When working with multimodal Bayesian posterior distributions, Markov chain Monte Carlo (MCMC) algorithms can have difficulty moving between modes, and default variational or mode-based approximate inferences will understate posterior uncertainty. And, even if the most important modes can be found, it is difficult to evaluate their relative weights in the posterior.
Here we propose an alternative approach, using parallel runs of MCMC, variational, or mode-based inference to hit as many modes or separated regions as possible, and then combining these using importance sampling based Bayesian stacking, a scalable method for constructing a weighted average of distributions so as to maximize cross-validated prediction utility. The result from stacking is not necessarily equivalent, even asymptotically, to fully Bayesian inference, but it serves many of the same goals. Under misspecified models, stacking can give better predictive performance than full Bayesian inference, hence the multimodality can be considered a blessing rather than a curse.

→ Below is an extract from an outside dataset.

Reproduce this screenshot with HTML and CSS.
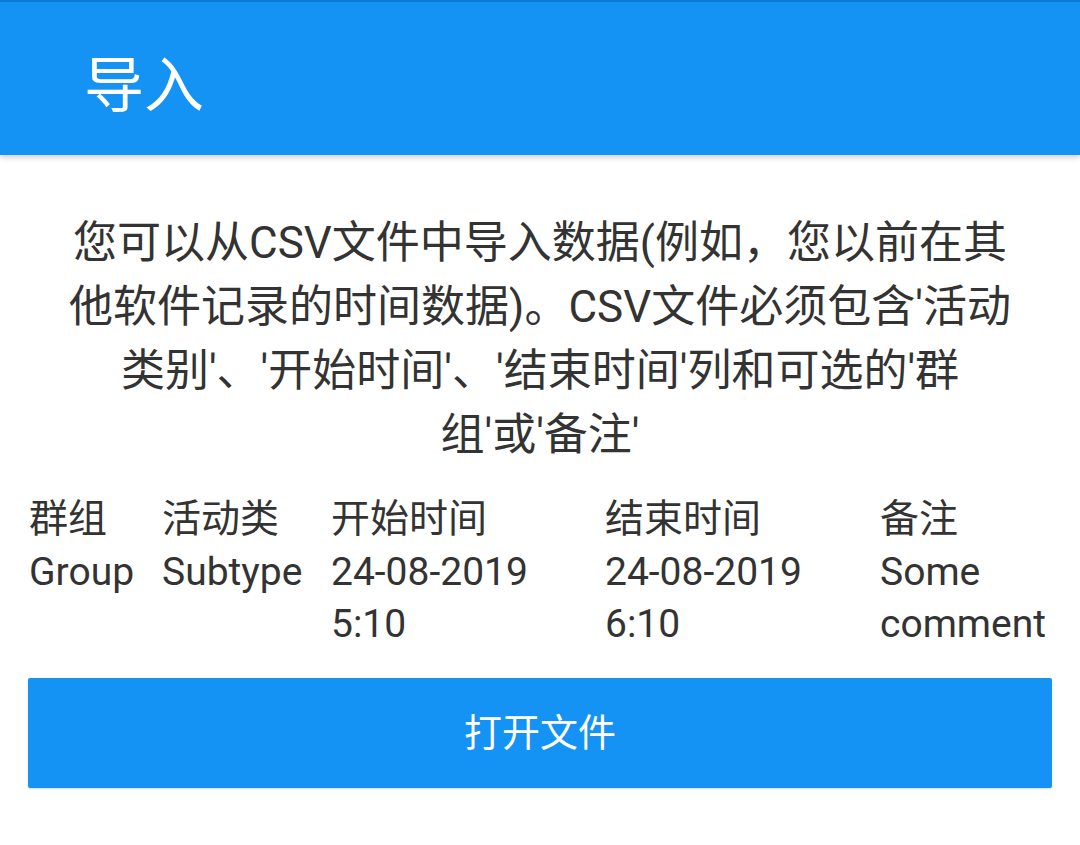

We explore with an example where the stacked inference approximates the true data generating process from the misspecified model, an example of inconsistent inference, and non-mixing samplers. We elaborate the practical implantation in the context of latent Dirichlet allocation, Gaussian process regression, hierarchical model, variational inference in horseshoe regression, and neural networks.
Poor mixing of MCMC (and other algorithms such as variational inference) is inevitable, either because of fundamental discreteness (multimodality) in the posterior distribution, or diverse geometry arising from the desire to fit a model that represents a multitude of explanations for data, or just because you want to work fast and in parallel. What, then, to do with all these snips from the posterior distribution? It turns out that Bayesian model averaging (giving each snip a weight corresponding to its estimated mass in the posterior distribution) doesn’t always work so well, in part for the same mathematical reasons that Bayes factors don’t work in an M-open world. We find that cross-validated model averaging (Bayesian stacking) works better.
Stacking of parallel chains can even be superefficient, outperforming full Bayes because it can catch model failures, in a way similar to the mixture model formulation of Kamary, Mengersen, Robert, and Rousseau. And you can flip the idea around and use the stacking average to check model fit.
We can implement stacking in Stan by computing the vector of the log posterior density in the generated quantities block, and then using Pareto smoothed importance sampling to compute leave-one-out cross validation without having to re-fit the model n times.
I think this is a big idea, both for throwing at difficult problems in Bayesian computation and for facilitating a faster workflow using parallel simulation.